From a UK perspective, you don't typically have the MBA exit with PE funds in the UK, so you want to be somewhere where you can progress internally. Personally think US PE will eventually shift towards that model in the same way that US IBD is doing at the moment.
I'd judge a PE opportunity by: fit (which works both ways), opportunities for progression (ask about the background of the mid-level and senior guys - how much internal promotion is there?), fund performance (including success of capital raises), and if it's a MM fund, how quickly you get carry.
If you're really only planning on 2 years then B-School, and you're at the lower end of your stated range (1-2bn fund) one thing that hasn't been mentioned yet is simply where the firm is in the fund lifecycle. Did they just fundraise last year and you're going to get to put $ to work? Or are they 5 years in and you'll spend a bunch of your time doing sell sides and/or fundraising? As a junior person trying to grab experience it's a HUGE difference
How about for hedge funds?
I think a better way to look at is whether or not there is a "good fit" rather than figuring out if the PE firm is "good" in terms of relative performance. When you realize that there is an alignment of interest in terms of investment criteria, stage, industry specialization, region (i think this is pretty important and underrated), etc. that fund may be the best choice.
If you really need to look at something concrete, looking at the portfolio of current and past investments should give a good gauge. I think you can see success in the number/quality of exits a fund has made.
If you're young go join the best PE firm you can find (reputationally) with the smartest group of investment professionals. Your goal at this stage in your career is just to learn as much as you can in the shortest amount of time.
Fit should be a secondary concern in my opinion.
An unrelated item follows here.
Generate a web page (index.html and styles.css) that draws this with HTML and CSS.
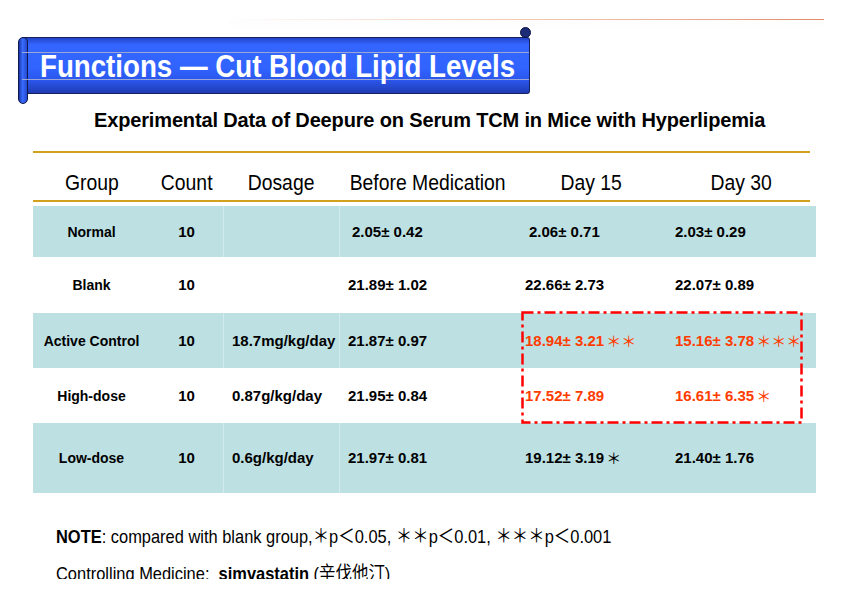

You can always go to a better "fit" place down the road. Yes you might be a great fit at TPG (which does have a very good culture) but their fundraising has been disastrous, their portfolio a mess, and their investment style too cookie cutter. Better off going to a Silverlake or Apollo and getting crushed for a few years.
How do you judge reputation if the firm is not a MF, by just looking solid consistent returns and size of fund?
yes but what if you do banking for 3 years, get crushed and want to ease it up a little bit but still work at a great place to fits you? I think if the fit is wrong, I find it hard for most people to actually do the best job they can do. How do you expect a guy interested in doing growth equity in the tech sector but doing mega retail company buyouts to do the best job possible?